Friday, January 04, 2008

Household Need for Liquidity and the Credit Card Debt Puzzle

ABSTRACT:
In the 2001 U.S. Survey of Consumer Finances (SCF), 27% of households report simultaneously revolving significant credit card debt and holding sizeable amounts of liquid assets. These consumers report paying, on average, a 14% interest rate on their debt, while earning only 1 or 2% on their liquid deposit accounts. This phenomenon is known in the literature as the “credit card debt puzzle.” In this paper, I pose and quantitatively evaluate the following explanation for this puzzle: households that accumulate credit card debt may not pay it off using their money in the bank, because they expect to use that money for goods for which credit cards cannot be used.
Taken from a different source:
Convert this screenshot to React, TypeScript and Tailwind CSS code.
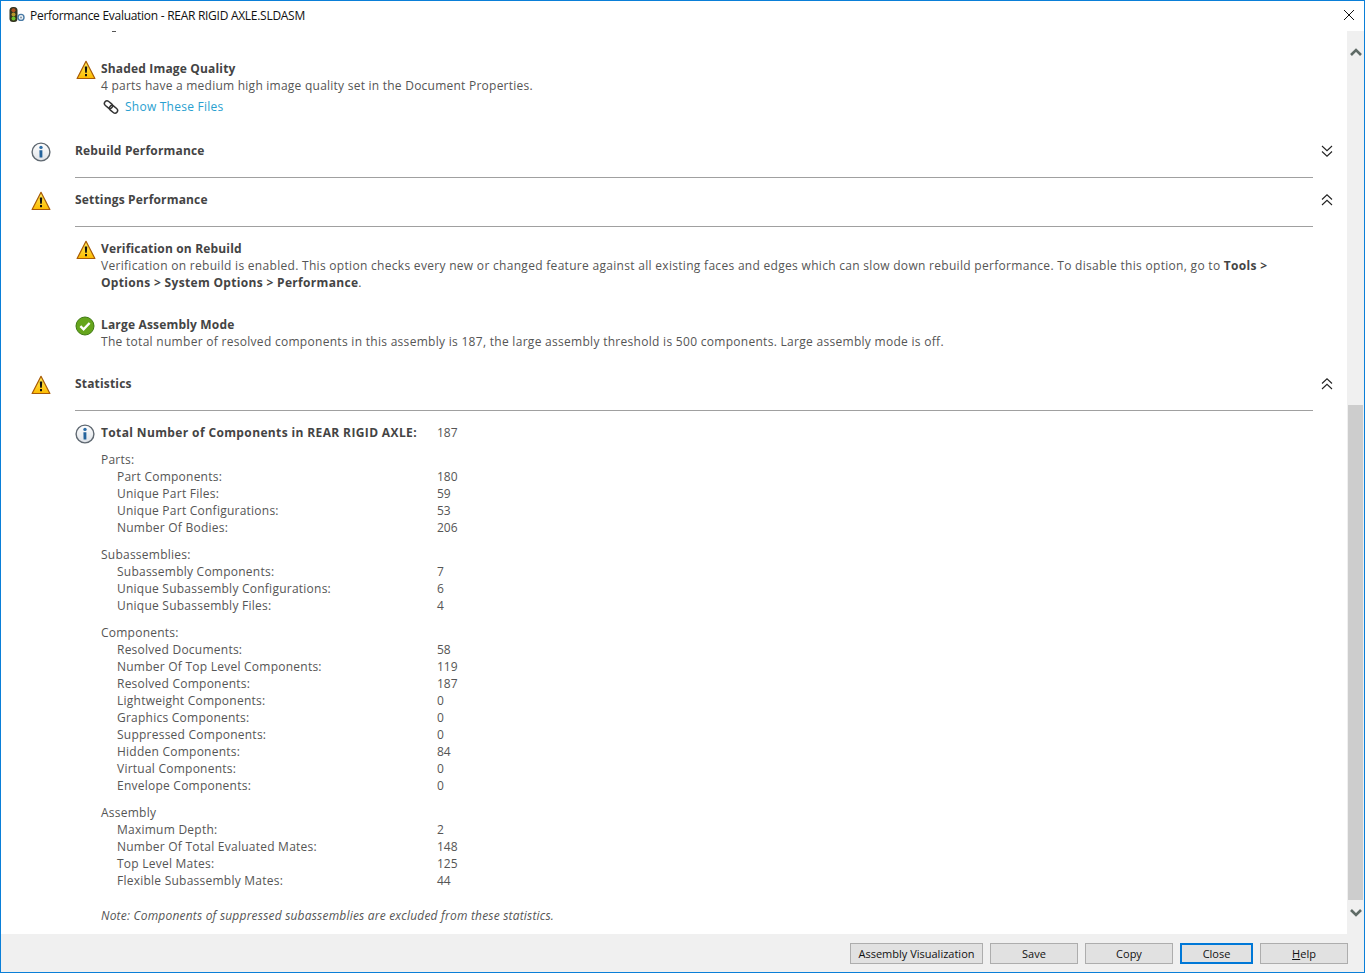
import React from 'react';

const WarnIcon = ({ className = '' }: { className?: string }) => (
  <svg viewBox="0 0 20 20" className={`w-5 h-5 shrink-0 ${className}`}>
    <defs>
      <linearGradient id="warnFill" x1="0" y1="0" x2="0" y2="1">
        <stop offset="0" stopColor="#ffec5c" />
        <stop offset="1" stopColor="#fdbb00" />
      </linearGradient>
    </defs>
    <path d="M10 1.3 L18.9 18.5 H1.1 Z" fill="url(#warnFill)" stroke="#a85a06" strokeWidth="1.2" strokeLinejoin="round" />
    <path d="M8.8 6.4 H11.2 L10.8 12.8 H9.2 Z" fill="#111" />
    <rect x="9" y="14" width="2" height="2.2" fill="#111" />
  </svg>
);

const InfoIcon = () => (
  <svg viewBox="0 0 20 20" className="w-5 h-5 shrink-0">
    <defs>
      <linearGradient id="infoFill" x1="0" y1="0" x2="0" y2="1">
        <stop offset="0" stopColor="#ffffff" />
        <stop offset="1" stopColor="#dfe3e8" />
      </linearGradient>
    </defs>
    <circle cx="10" cy="10" r="8.9" fill="url(#infoFill)" stroke="#5f6871" strokeWidth="1.4" />
    <circle cx="10" cy="5.4" r="1.7" fill="#2f6fa8" />
    <path d="M8.4 8.2 H11.4 V15.6 H8.6 Z" fill="#24639c" />
  </svg>
);

const OkIcon = () => (
  <svg viewBox="0 0 20 20" className="w-5 h-5 shrink-0">
    <circle cx="10" cy="10" r="9" fill="#65a51c" stroke="#3f7a12" strokeWidth="1" />
    <path d="M5.4 10.2 L8.6 13.4 L14.6 7" fill="none" stroke="#fff" strokeWidth="2.4" />
  </svg>
);

const LinkIcon = () => (
  <svg viewBox="0 0 16 16" className="w-4 h-4 shrink-0" fill="none" stroke="#333" strokeWidth="1.5">
    <rect x="1" y="3.1" width="9" height="5.2" rx="2.6" transform="rotate(40 5.5 5.7)" />
    <rect x="6" y="7.7" width="9" height="5.2" rx="2.6" transform="rotate(40 10.5 10.3)" />
  </svg>
);

const AppIcon = () => (
  <svg viewBox="0 0 16 16" className="w-4 h-4 shrink-0">
    <rect x="0.5" y="0" width="8" height="15" rx="3.5" fill="#33331f" />
    <circle cx="4.5" cy="3.2" r="2" fill="#b0501f" />
    <circle cx="4.5" cy="7.4" r="2" fill="#b8962c" />
    <circle cx="4.5" cy="11.6" r="2" fill="#6fc02a" />
    <circle cx="12" cy="10.4" r="3" fill="#eef3f7" stroke="#4a7ba6" strokeWidth="1.4" />
    <circle cx="12" cy="10.4" r="1" fill="#7f93a6" />
  </svg>
);

const Chevrons = ({ up }: { up?: boolean }) => (
  <svg viewBox="0 0 12 12" className={`w-3 h-3 ${up ? '' : 'rotate-180'}`} fill="none" stroke="#222" strokeWidth="1.1">
    <path d="M1 5.5 L6 0.8 L11 5.5" />
    <path d="M1 11 L6 6.3 L11 11" />
  </svg>
);

const SectionHeader = ({ icon, title, up }: { icon: React.ReactNode; title: string; up?: boolean }) => (
  <div className="flex">
    <div className="w-[74px] shrink-0 pl-[30px]">{icon}</div>
    <div className="flex-1 h-[36px] border-b border-[#a0a0a0]">
      <div className="flex justify-between items-center h-[17px] font-bold text-[#444] tracking-[0.17px]">
        <span>{title}</span>
        <span className="relative left-[20px]"><Chevrons up={up} /></span>
      </div>
    </div>
  </div>
);

type Stat = [string, string];

const groups: { title: string; rows: Stat[] }[] = [
  {
    title: 'Parts:',
    rows: [
      ['Part Components:', '180'],
      ['Unique Part Files:', '59'],
      ['Unique Part Configurations:', '53'],
      ['Number Of Bodies:', '206'],
    ],
  },
  {
    title: 'Subassemblies:',
    rows: [
      ['Subassembly Components:', '7'],
      ['Unique Subassembly Configurations:', '6'],
      ['Unique Subassembly Files:', '4'],
    ],
  },
  {
    title: 'Components:',
    rows: [
      ['Resolved Documents:', '58'],
      ['Number Of Top Level Components:', '119'],
      ['Resolved Components:', '187'],
      ['Lightweight Components:', '0'],
      ['Graphics Components:', '0'],
      ['Suppressed Components:', '0'],
      ['Hidden Components:', '84'],
      ['Virtual Components:', '0'],
      ['Envelope Components:', '0'],
    ],
  },
  {
    title: 'Assembly',
    rows: [
      ['Maximum Depth:', '2'],
      ['Number Of Total Evaluated Mates:', '148'],
      ['Top Level Mates:', '125'],
      ['Flexible Subassembly Mates:', '44'],
    ],
  },
];

const Btn = ({ label, className = '', active }: { label: React.ReactNode; className?: string; active?: boolean }) => (
  <button
    className={`h-[21px] bg-[#e1e1e1] text-[11px] leading-none text-[#111] ${
      active ? 'border-2 border-[#0078d7]' : 'border border-[#adadad]'
    } ${className}`}
  >
    {label}
  </button>
);

export default function App() {
  return (
    <div className="w-[1365px] h-[973px] flex flex-col bg-white border border-[#0a7fd8] overflow-hidden font-['Open_Sans',sans-serif] text-[12px] leading-[17px] text-[#555] tracking-[0.24px]">
      <div className="h-[30px] shrink-0 flex items-center pl-[8px] pr-[9px] pb-[2px] text-[#111] tracking-[-0.28px]">
        <AppIcon />
        <span className="ml-[5px] flex-1">Performance Evaluation - REAR RIGID AXLE.SLDASM</span>
        <svg viewBox="0 0 12 12" className="w-3 h-3" stroke="#111" strokeWidth="1">
          <path d="M1 1 L11 11 M11 1 L1 11" />
        </svg>
      </div>

      <div className="flex-1 flex min-h-0">
        <div className="flex-1 min-w-0 overflow-hidden pr-[34px]">
          <div className="ml-[111px] w-[4px] h-px bg-[#555]" />

          <div className="flex pl-[75px] pt-[28px]">
            <WarnIcon className="mr-[5px]" />
            <div className="flex-1">
              <div className="font-bold text-[#444] tracking-[0.17px]">Shaded Image Quality</div>
              <div>4 parts have a medium high image quality set in the Document Properties.</div>
              <div className="flex items-center mt-[4px] ml-[2px] gap-[6px] text-[#2a9fd0]">
                <LinkIcon />
                Show These Files
              </div>
            </div>
          </div>

          <div className="pt-[27px] pb-[13px]">
            <SectionHeader icon={<InfoIcon />} title="Rebuild Performance" />
          </div>
          <SectionHeader icon={<WarnIcon />} title="Settings Performance" up />

          <div className="flex pl-[75px] pt-[13px]">
            <WarnIcon className="mr-[5px]" />
            <div className="flex-1">
              <div className="font-bold text-[#444] tracking-[0.17px]">Verification on Rebuild</div>
              <div className="tracking-[0.3px]">
                Verification on rebuild is enabled. This option checks every new or changed feature against all existing faces and edges which can slow down rebuild performance. To disable this option, go to <b className="text-[#444] tracking-[0.32px]">Tools &gt;<br />Options &gt; System Options &gt; Performance</b>.
              </div>
            </div>
          </div>

          <div className="flex pl-[74px] pt-[25px]">
            <OkIcon />
            <div className="flex-1 ml-[6px]">
              <div className="font-bold text-[#444] tracking-[0.17px]">Large Assembly Mode</div>
              <div className="tracking-[0.29px]">The total number of resolved components in this assembly is 187, the large assembly threshold is 500 components. Large assembly mode is off.</div>
            </div>
          </div>

          <div className="pt-[25px]">
            <SectionHeader icon={<WarnIcon />} title="Statistics" up />
          </div>
          <div className="flex pl-[74px] pt-[13px]">
            <InfoIcon />
            <div className="flex-1 ml-[6px]">
              <div className="flex font-bold text-[#444] tracking-[0.37px]">
                <span className="w-[336px]">Total Number of Components in REAR RIGID AXLE:</span>
                <span className="font-normal text-[#555] tracking-normal">187</span>
              </div>
              {groups.map((g) => (
                <div key={g.title} className="mt-[10px]">
                  <div>{g.title}</div>
                  {g.rows.map(([k, v]) => (
                    <div key={k} className="flex pl-[16px]">
                      <span className="w-[320px]">{k}</span>
                      <span className="tracking-normal">{v}</span>
                    </div>
                  ))}
                </div>
              ))}
              <div className="mt-[18px] italic tracking-[0.2px]">Note: Components of suppressed subassemblies are excluded from these statistics.</div>
            </div>
          </div>
        </div>

        <div className="w-[17px] shrink-0 flex flex-col items-center bg-[#f0f0f0]">
          <div className="h-[374px] w-full flex justify-center pt-[17px]">
            <svg viewBox="0 0 12 8" className="w-3 h-2" fill="none" stroke="#5f6b66" strokeWidth="2.6">
              <path d="M1 7 L6 2 L11 7" />
            </svg>
          </div>
          <div className="h-[495px] w-[15px] bg-[#cdcdcd]" />
          <div className="flex-1 w-full flex justify-center pt-[9px]">
            <svg viewBox="0 0 12 8" className="w-3 h-2" fill="none" stroke="#5f6b66" strokeWidth="2.6">
              <path d="M1 1 L6 6 L11 1" />
            </svg>
          </div>
        </div>
      </div>

      <div className="h-[38px] shrink-0 bg-[#f0f0f0] flex justify-end gap-[7px] pt-[9px] pr-[16px] tracking-normal">
        <Btn label="Assembly Visualization" className="w-[133px]" />
        <Btn label="Save" className="w-[88px]" />
        <Btn label="Copy" className="w-[88px]" />
        <Btn label="Close" active className="w-[73px]" />
        <Btn label={<><u>H</u>elp</>} className="w-[88px]" />
      </div>
    </div>
  );
}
Using both aggregate and survey data (SCF and CEX), I document that liquid assets are a substantial part of households’ portfolios and that consumption in goods requiring liquid payments may have a sizeable unpredictable component. This would warrant holding precautionary balances in liquid accounts. I develop a dynamic heterogeneous-agent model of household portfolio choice, where households are subject to uninsurable income and preference uncertainty, and consumer credit and liquidity coexist as means of consumption and saving/borrowing. The calibration of the model parameters is based on the simulated method of moments. The calibrated model accounts for 73% of the households in the data who hold consumer debt and liquidity simultaneously, and for at least 55 cents of every dollar held by a median household in the puzzle group. I argue that these results are a lower bound, and that the liquidity-need hypothesis is thus successful in rendering most of the puzzle a rational phenomenon. Source: Department of Economics, UCSD. Paper 2008-01.